Our superior court has identified standards applicable to review an ineffective
assistance of counsel claim raised via an error coram nobis petition. Denedo v. United
States, 66 M.J. 114, 126 (C.A.A.F. 2008), aff’d and remanded by 556 U.S. 904 (2009). It
adopted “the two-tiered evaluation used by Article III courts for coram nobis review of
ineffective assistance of counsel claims.” Id.
In the first tier, Petitioner must meet the following threshold requirements for a writ
of coram nobis:
(1) the alleged error is of the most fundamental character; (2)
no remedy other than coram nobis is available to rectify the
consequences of the error; (3) valid reasons exist for not
seeking relief earlier; (4) the new information presented in the
petition could not have been discovered through the exercise
of reasonable diligence prior to the original judgment; (5) the
writ does not seek to reevaluate previously considered
evidence or legal issues; and (6) the sentence has been served,
but the consequences of the erroneous conviction persist.
Id. The threshold requirements on the alleged error of ineffective assistance of counsel by
appellate counsel are satisfied in this case.
We must next conduct the second-tier analysis of the ineffective assistance of
counsel claim applying the principles set out in Strickland v. Washington, 466 U.S. 668
(1984). Denedo, 66 M.J. at 126. “A military accused is entitled under the Constitution
and Article 27(b), UCMJ, 10 U.S.C. § 827(b) (2000), to the effective assistance of
counsel.” Denedo, 66 M.J. at 127 (citing United States v. Scott, 24 M.J. 186, 187–88
(C.M.A. 1987)). This applies both at the trial and appellate levels. See United States v.
Van Hullum, 15 M.J. 261, 268 (C.M.A. 1983) (failing to brief and argue an issue before
the service court was ineffective assistance of counsel where the accused had a non-
frivolous issue that had been asserted at trial).

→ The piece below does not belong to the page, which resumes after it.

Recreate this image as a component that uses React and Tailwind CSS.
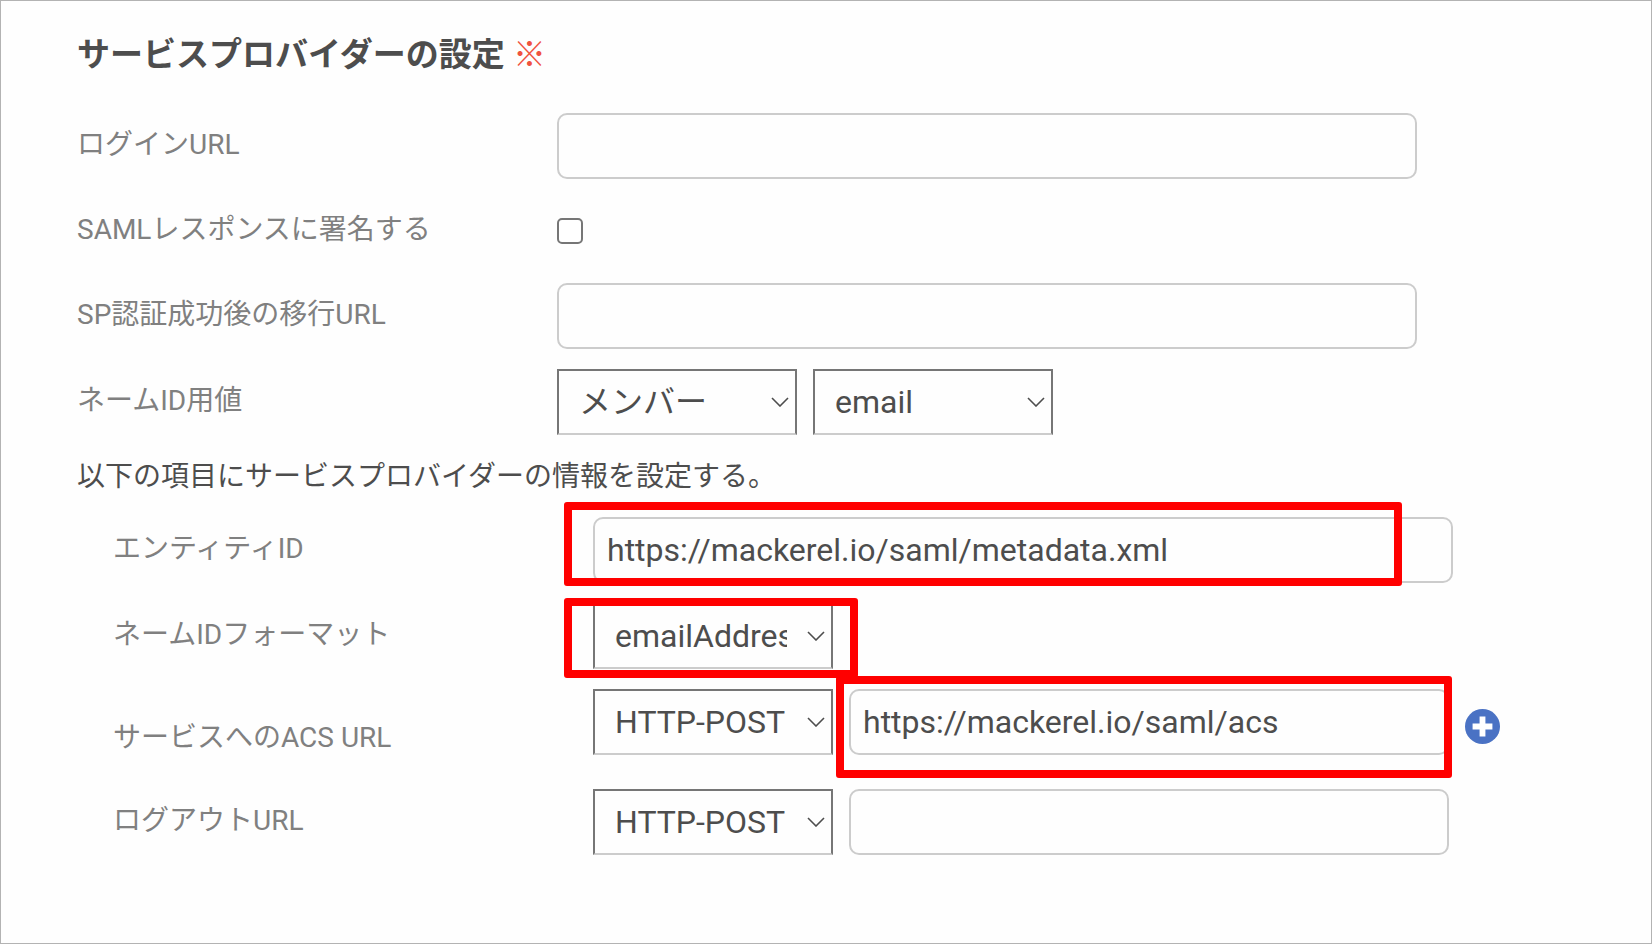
import React, { useState } from 'react';

const inputClass =
    "block h-[66px] w-full rounded-[10px] border-2 border-[#cccccc] bg-transparent px-3 text-[32px] leading-10 text-[#4d4d4d] outline-none";

const Label = ({ htmlFor, children }) => (
    <label htmlFor={htmlFor} className="shrink-0 basis-[480px] pb-0.5 text-[28px] leading-9 text-[#808080]">
        {children}
    </label>
);

const Select = ({ id, label, value, onChange, options }) => (
    <div className="relative w-[240px] shrink-0">
        <select
            id={id}
            aria-label={label}
            value={value}
            onChange={(event) => onChange(event.target.value)}
            className="block h-[66px] w-full appearance-none border-2 border-[#767676] border-b-[#cccccc] bg-transparent pr-11 pl-5 text-[32px] leading-10 text-[#4d4d4d] outline-none"
        >
            {options.map((option) => (
                <option key={option} value={option}>
                    {option}
                </option>
            ))}
        </select>
        <svg
            viewBox="0 0 18 10"
            className="pointer-events-none absolute top-7 right-2 h-[10px] w-[18px] fill-none stroke-[#4d4d4d] stroke-[1.6]"
        >
            <path d="M1 1 L9 9 L17 1" />
        </svg>
    </div>
);

// Red frame drawn over a field that has to be filled in
const Highlight = ({ className }) => (
    <span aria-hidden="true" className={`pointer-events-none absolute rounded-[3px] border-8 border-[#ff0000] ${className}`} />
);

const bindings = ['HTTP-POST', 'HTTP-Redirect'];

const ServiceProviderSettings = () => {
    const [loginUrl, setLoginUrl] = useState('');
    const [signResponse, setSignResponse] = useState(false);
    const [successUrl, setSuccessUrl] = useState('');
    const [nameIdSource, setNameIdSource] = useState('メンバー');
    const [nameIdValue, setNameIdValue] = useState('email');
    const [entityId, setEntityId] = useState('https://mackerel.io/saml/metadata.xml');
    const [nameIdFormat, setNameIdFormat] = useState('emailAddress');
    const [acsBinding, setAcsBinding] = useState('HTTP-POST');
    const [acsUrl, setAcsUrl] = useState('https://mackerel.io/saml/acs');
    const [logoutBinding, setLogoutBinding] = useState('HTTP-POST');
    const [logoutUrl, setLogoutUrl] = useState('');

    return (
        <form className="min-h-screen border border-[#b3b3b3] bg-[#fefefe] pt-[34px] pr-10 pb-20 pl-[76px] font-[Roboto,'Noto_Sans_CJK_JP',sans-serif]">
            <h1 className="text-[33px] leading-10 font-bold text-[#4d4d4d]">
                サービスプロバイダーの設定 <span className="font-normal text-[#f0523f]">※</span>
            </h1>

            <div className="mt-[38px] flex flex-col gap-[19px]">
                <div className="flex items-center">
                    <Label htmlFor="login-url">ログインURL</Label>
                    <div className="max-w-[860px] grow">
                        <input id="login-url" type="text" value={loginUrl} onChange={(e) => setLoginUrl(e.target.value)} className={inputClass} />
                    </div>
                </div>
                <div className="flex h-[66px] items-center">
                    <Label htmlFor="sign-response">SAMLレスポンスに署名する</Label>
                    <input
                        id="sign-response"
                        type="checkbox"
                        checked={signResponse}
                        onChange={(e) => setSignResponse(e.target.checked)}
                        className="size-[26px] appearance-none rounded-[5px] border-2 border-[#767676] bg-white checked:bg-[#4a72c4]"
                    />
                </div>
                <div className="flex items-center">
                    <Label htmlFor="success-url">SP認証成功後の移行URL</Label>
                    <div className="max-w-[860px] grow">
                        <input id="success-url" type="text" value={successUrl} onChange={(e) => setSuccessUrl(e.target.value)} className={inputClass} />
                    </div>
                </div>
            </div>

            <div className="mt-5 flex items-center">
                <Label htmlFor="name-id-source">ネームID用値</Label>
                <div className="flex gap-4">
                    <Select id="name-id-source" value={nameIdSource} onChange={setNameIdSource} options={['メンバー', '固定値']} />
                    <Select id="name-id-value" label="ネームID用値" value={nameIdValue} onChange={setNameIdValue} options={['email', 'id']} />
                </div>
            </div>

            <p className="mt-[22px] text-[28px] leading-10 text-[#4d4d4d]">以下の項目にサービスプロバイダーの情報を設定する。</p>

            <div className="mt-5 flex flex-col gap-5 pl-9">
                <div className="flex items-center">
                    <Label htmlFor="entity-id">エンティティID</Label>
                    <div className="relative max-w-[860px] grow">
                        <input id="entity-id" type="text" value={entityId} onChange={(e) => setEntityId(e.target.value)} className={inputClass} />
                        <Highlight className="-top-[15px] right-[51px] -bottom-[3px] -left-[29px]" />
                    </div>
                </div>
                <div className="flex items-center">
                    <Label htmlFor="name-id-format">ネームIDフォーマット</Label>
                    <div className="relative">
                        <Select id="name-id-format" value={nameIdFormat} onChange={setNameIdFormat} options={['emailAddress', 'persistent', 'transient', 'unspecified']} />
                        <Highlight className="-top-[5px] -right-[25px] -bottom-[9px] -left-[29px]" />
                    </div>
                </div>
            </div>

            <div className="mt-5 flex h-[100px] items-center pl-9">
                <Label htmlFor="acs-url">サービスへのACS URL</Label>
                <div className="flex grow items-start gap-4 self-start">
                    <Select id="acs-binding" label="サービスへのACS URL" value={acsBinding} onChange={setAcsBinding} options={bindings} />
                    <div className="relative max-w-[600px] grow">
                        <input id="acs-url" type="text" value={acsUrl} onChange={(e) => setAcsUrl(e.target.value)} className={inputClass} />
                        <Highlight className="-top-[13px] -right-[3px] -bottom-[23px] -left-[13px]" />
                    </div>
                    <button type="button" aria-label="追加" className="mt-5 shrink-0">
                        <svg viewBox="0 0 36 36" className="block size-[35px]">
                            <circle cx="18" cy="18" r="18" fill="#4a72c4" />
                            <path d="M18 7.8 V28.2 M7.8 18 H28.2" stroke="#fff" strokeWidth="6" />
                        </svg>
                    </button>
                </div>
            </div>

            <div className="flex items-center pl-9">
                <Label htmlFor="logout-url">ログアウトURL</Label>
                <div className="flex grow gap-4">
                    <Select id="logout-binding" label="ログアウトURL" value={logoutBinding} onChange={setLogoutBinding} options={bindings} />
                    <div className="max-w-[600px] grow">
                        <input id="logout-url" type="text" value={logoutUrl} onChange={(e) => setLogoutUrl(e.target.value)} className={inputClass} />
                    </div>
                </div>
            </div>
        </form>
    );
};

export default ServiceProviderSettings;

However, Petitioner must still “surmount a
very high hurdle” when making an ineffective assistance of counsel claim. Denedo, 66
M.J. at 127 (quoting United States v. Perez, 64 M.J. 239, 243 (C.A.A.F. 2006)).

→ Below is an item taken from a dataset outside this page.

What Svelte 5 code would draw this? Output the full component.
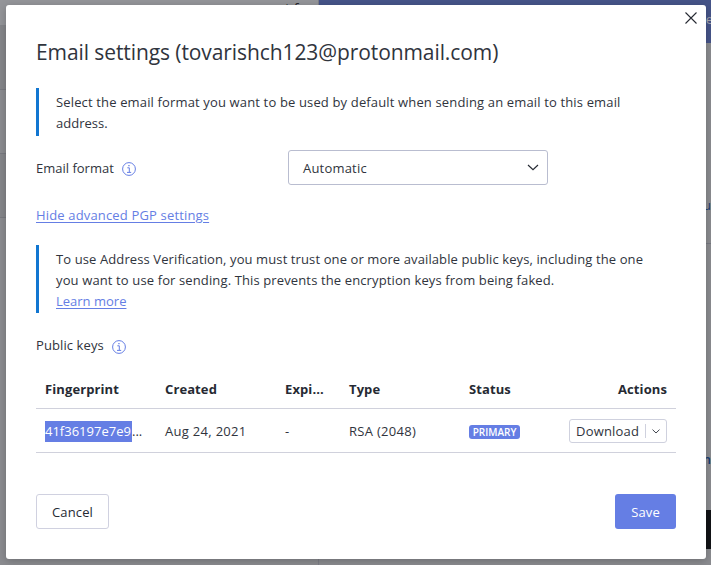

“To prevail on a claim of ineffective assistance of counsel, [Petitioner] must
demonstrate both (1) that his counsel’s performance was deficient, and (2) that this
deficiency resulted in prejudice.” United States v. Green, 68 M.J. 360, 361–62 (C.A.A.F.
2010) (citing Strickland, 466 U.S. at 687). In reviewing for ineffectiveness, the court
“looks at the questions of deficient performance and prejudice de novo.” United States v.
Gutierrez, 66 M.J. 329, 330–31 (C.A.A.F. 2008). “[I]f it is easier to dispose of an
ineffectiveness claim on the ground of lack of sufficient prejudice, which we expect will
4 Misc. Dkt. No. 2016-05
often be so, that course should be followed.” Id. at 331 (quoting Strickland, 466 U.S. at
697). To demonstrate prejudice, the petitioner must show that “there is a reasonable
probability that, but for counsel’s unprofessional errors, the result of the proceeding would
have been different.” Id. (quoting Strickland, 466 U.S. at 694).
We hold that Petitioner has failed to meet his burden. As Petitioner’s alleged
deficient performance was the failure of counsel to file a timely appeal to the CAAF, to
demonstrate prejudice, Petitioner must be able to demonstrate a reasonable probability that
our superior court would have provided relief if the petition was submitted within the
statutory window. For the reasons set forth in our prior opinion, we remain unpersuaded
that Appellant is entitled to relief. See Labella, ACM 37679 (rem); see also United States
v. Piolunek, 74 M.J. 107 (C.A.A.F. 2015) (affirming a general verdict of possessing and
receipting child pornography when only 19 of the 22 images admitted by the government
as evidence as to this offense constituted child pornography).*
Petitioner, in his writ to this court, has not identified, and we have not found, any
additional basis for relief as to the issues that he desired our superior court consider on
further appeal.
Conclusion
After considering the pleadings of the parties, we conclude Petitioner has failed to
demonstrate that he was prejudiced by the failure of his counsel to timely appeal our prior
decision to the CAAF. Accordingly, it is by the court on this 7 day of July, 2016,
ORDERED:
That the petition for extraordinary relief in the nature of a coram nobis is hereby DENIED.
FOR THE COURT
LEAH M. CALAHAN
Clerk of the Court
*
In so concluding, however, we understand that Petitioner may now appeal this writ to the United States Court of
Appeals for the Armed Forces (CAAF). Compare Denedo, 556 U.S. 904, 915 (2009) (“Because the [service court]
had jurisdiction over respondent’s petition for coram nobis, the CAAF had jurisdiction to entertain respondent’s appeal
from the [service court]’s judgment.”) with Rittenhouse v. United States, 69 M.J. 174 (C.A.A.F. 2010) (declining a
writ of error coram nobis submitted directly to the CAAF).